Write out the listing below in full and exactly, leaving out every picture.

--

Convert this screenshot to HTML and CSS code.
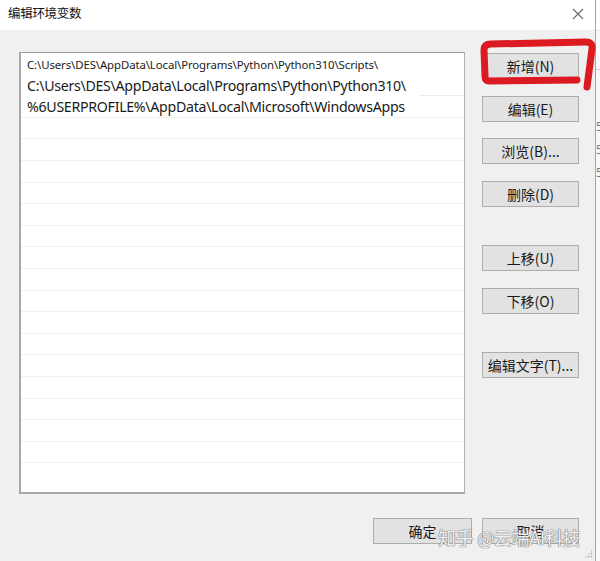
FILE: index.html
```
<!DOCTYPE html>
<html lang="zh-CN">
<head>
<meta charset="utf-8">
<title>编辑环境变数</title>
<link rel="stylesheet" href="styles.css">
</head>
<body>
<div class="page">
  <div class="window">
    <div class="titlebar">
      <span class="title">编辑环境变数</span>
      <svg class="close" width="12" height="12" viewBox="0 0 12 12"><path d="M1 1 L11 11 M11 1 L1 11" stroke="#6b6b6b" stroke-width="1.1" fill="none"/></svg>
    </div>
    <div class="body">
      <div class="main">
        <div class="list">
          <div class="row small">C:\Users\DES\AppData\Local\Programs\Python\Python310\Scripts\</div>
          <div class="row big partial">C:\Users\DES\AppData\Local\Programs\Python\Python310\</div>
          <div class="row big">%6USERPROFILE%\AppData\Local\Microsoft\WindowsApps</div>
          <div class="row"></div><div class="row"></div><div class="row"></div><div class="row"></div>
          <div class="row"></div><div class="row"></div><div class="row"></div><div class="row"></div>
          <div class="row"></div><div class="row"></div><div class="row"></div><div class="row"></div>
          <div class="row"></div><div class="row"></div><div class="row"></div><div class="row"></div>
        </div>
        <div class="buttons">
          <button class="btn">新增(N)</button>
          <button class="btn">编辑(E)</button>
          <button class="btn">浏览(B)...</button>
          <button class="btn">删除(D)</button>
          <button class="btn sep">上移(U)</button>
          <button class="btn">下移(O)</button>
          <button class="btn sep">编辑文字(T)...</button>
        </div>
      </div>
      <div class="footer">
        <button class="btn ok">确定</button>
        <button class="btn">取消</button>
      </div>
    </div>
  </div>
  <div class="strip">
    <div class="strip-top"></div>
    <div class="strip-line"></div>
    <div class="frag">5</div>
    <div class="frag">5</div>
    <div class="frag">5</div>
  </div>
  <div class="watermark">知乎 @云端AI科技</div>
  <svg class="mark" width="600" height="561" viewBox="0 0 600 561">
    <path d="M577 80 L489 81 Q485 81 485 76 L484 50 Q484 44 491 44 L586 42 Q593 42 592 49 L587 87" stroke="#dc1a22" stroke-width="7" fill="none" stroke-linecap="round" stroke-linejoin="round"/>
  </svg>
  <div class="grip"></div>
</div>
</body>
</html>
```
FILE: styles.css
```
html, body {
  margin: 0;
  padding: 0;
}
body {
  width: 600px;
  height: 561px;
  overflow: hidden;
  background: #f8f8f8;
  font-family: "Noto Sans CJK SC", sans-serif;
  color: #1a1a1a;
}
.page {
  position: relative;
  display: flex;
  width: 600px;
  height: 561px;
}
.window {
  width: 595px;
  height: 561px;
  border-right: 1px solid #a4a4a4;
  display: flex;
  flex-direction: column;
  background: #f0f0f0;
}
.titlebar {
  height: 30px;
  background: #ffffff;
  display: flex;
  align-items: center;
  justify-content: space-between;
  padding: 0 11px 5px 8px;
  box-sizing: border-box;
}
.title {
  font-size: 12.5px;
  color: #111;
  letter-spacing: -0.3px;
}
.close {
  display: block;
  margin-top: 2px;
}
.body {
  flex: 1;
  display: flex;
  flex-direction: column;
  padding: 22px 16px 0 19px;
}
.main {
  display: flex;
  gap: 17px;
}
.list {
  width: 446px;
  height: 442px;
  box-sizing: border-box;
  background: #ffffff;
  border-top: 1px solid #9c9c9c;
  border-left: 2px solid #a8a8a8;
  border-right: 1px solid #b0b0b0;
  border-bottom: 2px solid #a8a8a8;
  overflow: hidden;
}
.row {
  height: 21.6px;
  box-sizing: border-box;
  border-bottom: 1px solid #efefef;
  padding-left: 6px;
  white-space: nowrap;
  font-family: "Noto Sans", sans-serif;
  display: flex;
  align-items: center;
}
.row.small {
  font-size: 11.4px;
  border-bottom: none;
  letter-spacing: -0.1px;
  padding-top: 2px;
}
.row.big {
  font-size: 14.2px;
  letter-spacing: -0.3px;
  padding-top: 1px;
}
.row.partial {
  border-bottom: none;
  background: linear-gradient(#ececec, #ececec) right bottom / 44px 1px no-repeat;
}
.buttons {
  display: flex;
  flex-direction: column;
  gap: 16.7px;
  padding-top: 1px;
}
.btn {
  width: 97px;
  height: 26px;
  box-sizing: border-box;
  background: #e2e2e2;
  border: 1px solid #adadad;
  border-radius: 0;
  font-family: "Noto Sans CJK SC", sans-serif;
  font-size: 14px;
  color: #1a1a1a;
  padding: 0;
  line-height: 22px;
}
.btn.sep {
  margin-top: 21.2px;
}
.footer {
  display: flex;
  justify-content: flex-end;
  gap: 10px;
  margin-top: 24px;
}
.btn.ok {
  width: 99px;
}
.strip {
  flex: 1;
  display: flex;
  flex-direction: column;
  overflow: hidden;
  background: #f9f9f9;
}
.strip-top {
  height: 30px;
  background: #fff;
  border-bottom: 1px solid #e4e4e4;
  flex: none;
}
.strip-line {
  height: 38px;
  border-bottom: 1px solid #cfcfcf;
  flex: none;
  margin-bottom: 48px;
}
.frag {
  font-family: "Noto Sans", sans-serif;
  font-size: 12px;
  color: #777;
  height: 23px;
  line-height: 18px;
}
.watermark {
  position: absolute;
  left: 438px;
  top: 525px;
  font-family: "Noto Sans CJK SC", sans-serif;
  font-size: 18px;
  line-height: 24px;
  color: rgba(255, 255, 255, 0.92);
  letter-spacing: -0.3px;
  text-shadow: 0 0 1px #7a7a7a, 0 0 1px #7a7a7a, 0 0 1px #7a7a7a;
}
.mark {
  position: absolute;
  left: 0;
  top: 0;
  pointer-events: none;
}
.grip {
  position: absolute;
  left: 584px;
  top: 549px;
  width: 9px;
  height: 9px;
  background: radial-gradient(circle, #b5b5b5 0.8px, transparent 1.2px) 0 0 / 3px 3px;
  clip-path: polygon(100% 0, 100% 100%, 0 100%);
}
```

--

### [Solved exercise]
Convert this screenshot to HTML and CSS code.
FILE: index.html
```
<!DOCTYPE html>
<html lang="zh-CN">
<head>
<meta charset="utf-8">
<title>编辑环境变数</title>
<link rel="stylesheet" href="styles.css">
</head>
<body>
<div class="page">
  <div class="window">
    <div class="titlebar">
      <span class="title">编辑环境变数</span>
      <svg class="close" width="12" height="12" viewBox="0 0 12 12"><path d="M1 1 L11 11 M11 1 L1 11" stroke="#6b6b6b" stroke-width="1.1" fill="none"/></svg>
    </div>
    <div class="body">
      <div class="main">
        <div class="list">
          <div class="row small">C:\Users\DES\AppData\Local\Programs\Python\Python310\Scripts\</div>
          <div class="row big partial">C:\Users\DES\AppData\Local\Programs\Python\Python310\</div>
          <div class="row big">%6USERPROFILE%\AppData\Local\Microsoft\WindowsApps</div>
          <div class="row"></div><div class="row"></div><div class="row"></div><div class="row"></div>
          <div class="row"></div><div class="row"></div><div class="row"></div><div class="row"></div>
          <div class="row"></div><div class="row"></div><div class="row"></div><div class="row"></div>
          <div class="row"></div><div class="row"></div><div class="row"></div><div class="row"></div>
        </div>
        <div class="buttons">
          <button class="btn">新增(N)</button>
          <button class="btn">编辑(E)</button>
          <button class="btn">浏览(B)...</button>
          <button class="btn">删除(D)</button>
          <button class="btn sep">上移(U)</button>
          <button class="btn">下移(O)</button>
          <button class="btn sep">编辑文字(T)...</button>
        </div>
      </div>
      <div class="footer">
        <button class="btn ok">确定</button>
        <button class="btn">取消</button>
      </div>
    </div>
  </div>
  <div class="strip">
    <div class="strip-top"></div>
    <div class="strip-line"></div>
    <div class="frag">5</div>
    <div class="frag">5</div>
    <div class="frag">5</div>
  </div>
  <div class="watermark">知乎 @云端AI科技</div>
  <svg class="mark" width="600" height="561" viewBox="0 0 600 561">
    <path d="M577 80 L489 81 Q485 81 485 76 L484 50 Q484 44 491 44 L586 42 Q593 42 592 49 L587 87" stroke="#dc1a22" stroke-width="7" fill="none" stroke-linecap="round" stroke-linejoin="round"/>
  </svg>
  <div class="grip"></div>
</div>
</body>
</html>
```
FILE: styles.css
```
html, body {
  margin: 0;
  padding: 0;
}
body {
  width: 600px;
  height: 561px;
  overflow: hidden;
  background: #f8f8f8;
  font-family: "Noto Sans CJK SC", sans-serif;
  color: #1a1a1a;
}
.page {
  position: relative;
  display: flex;
  width: 600px;
  height: 561px;
}
.window {
  width: 595px;
  height: 561px;
  border-right: 1px solid #a4a4a4;
  display: flex;
  flex-direction: column;
  background: #f0f0f0;
}
.titlebar {
  height: 30px;
  background: #ffffff;
  display: flex;
  align-items: center;
  justify-content: space-between;
  padding: 0 11px 5px 8px;
  box-sizing: border-box;
}
.title {
  font-size: 12.5px;
  color: #111;
  letter-spacing: -0.3px;
}
.close {
  display: block;
  margin-top: 2px;
}
.body {
  flex: 1;
  display: flex;
  flex-direction: column;
  padding: 22px 16px 0 19px;
}
.main {
  display: flex;
  gap: 17px;
}
.list {
  width: 446px;
  height: 442px;
  box-sizing: border-box;
  background: #ffffff;
  border-top: 1px solid #9c9c9c;
  border-left: 2px solid #a8a8a8;
  border-right: 1px solid #b0b0b0;
  border-bottom: 2px solid #a8a8a8;
  overflow: hidden;
}
.row {
  height: 21.6px;
  box-sizing: border-box;
  border-bottom: 1px solid #efefef;
  padding-left: 6px;
  white-space: nowrap;
  font-family: "Noto Sans", sans-serif;
  display: flex;
  align-items: center;
}
.row.small {
  font-size: 11.4px;
  border-bottom: none;
  letter-spacing: -0.1px;
  padding-top: 2px;
}
.row.big {
  font-size: 14.2px;
  letter-spacing: -0.3px;
  padding-top: 1px;
}
.row.partial {
  border-bottom: none;
  background: linear-gradient(#ececec, #ececec) right bottom / 44px 1px no-repeat;
}
.buttons {
  display: flex;
  flex-direction: column;
  gap: 16.7px;
  padding-top: 1px;
}
.btn {
  width: 97px;
  height: 26px;
  box-sizing: border-box;
  background: #e2e2e2;
  border: 1px solid #adadad;
  border-radius: 0;
  font-family: "Noto Sans CJK SC", sans-serif;
  font-size: 14px;
  color: #1a1a1a;
  padding: 0;
  line-height: 22px;
}
.btn.sep {
  margin-top: 21.2px;
}
.footer {
  display: flex;
  justify-content: flex-end;
  gap: 10px;
  margin-top: 24px;
}
.btn.ok {
  width: 99px;
}
.strip {
  flex: 1;
  display: flex;
  flex-direction: column;
  overflow: hidden;
  background: #f9f9f9;
}
.strip-top {
  height: 30px;
  background: #fff;
  border-bottom: 1px solid #e4e4e4;
  flex: none;
}
.strip-line {
  height: 38px;
  border-bottom: 1px solid #cfcfcf;
  flex: none;
  margin-bottom: 48px;
}
.frag {
  font-family: "Noto Sans", sans-serif;
  font-size: 12px;
  color: #777;
  height: 23px;
  line-height: 18px;
}
.watermark {
  position: absolute;
  left: 438px;
  top: 525px;
  font-family: "Noto Sans CJK SC", sans-serif;
  font-size: 18px;
  line-height: 24px;
  color: rgba(255, 255, 255, 0.92);
  letter-spacing: -0.3px;
  text-shadow: 0 0 1px #7a7a7a, 0 0 1px #7a7a7a, 0 0 1px #7a7a7a;
}
.mark {
  position: absolute;
  left: 0;
  top: 0;
  pointer-events: none;
}
.grip {
  position: absolute;
  left: 584px;
  top: 549px;
  width: 9px;
  height: 9px;
  background: radial-gradient(circle, #b5b5b5 0.8px, transparent 1.2px) 0 0 / 3px 3px;
  clip-path: polygon(100% 0, 100% 100%, 0 100%);
}
```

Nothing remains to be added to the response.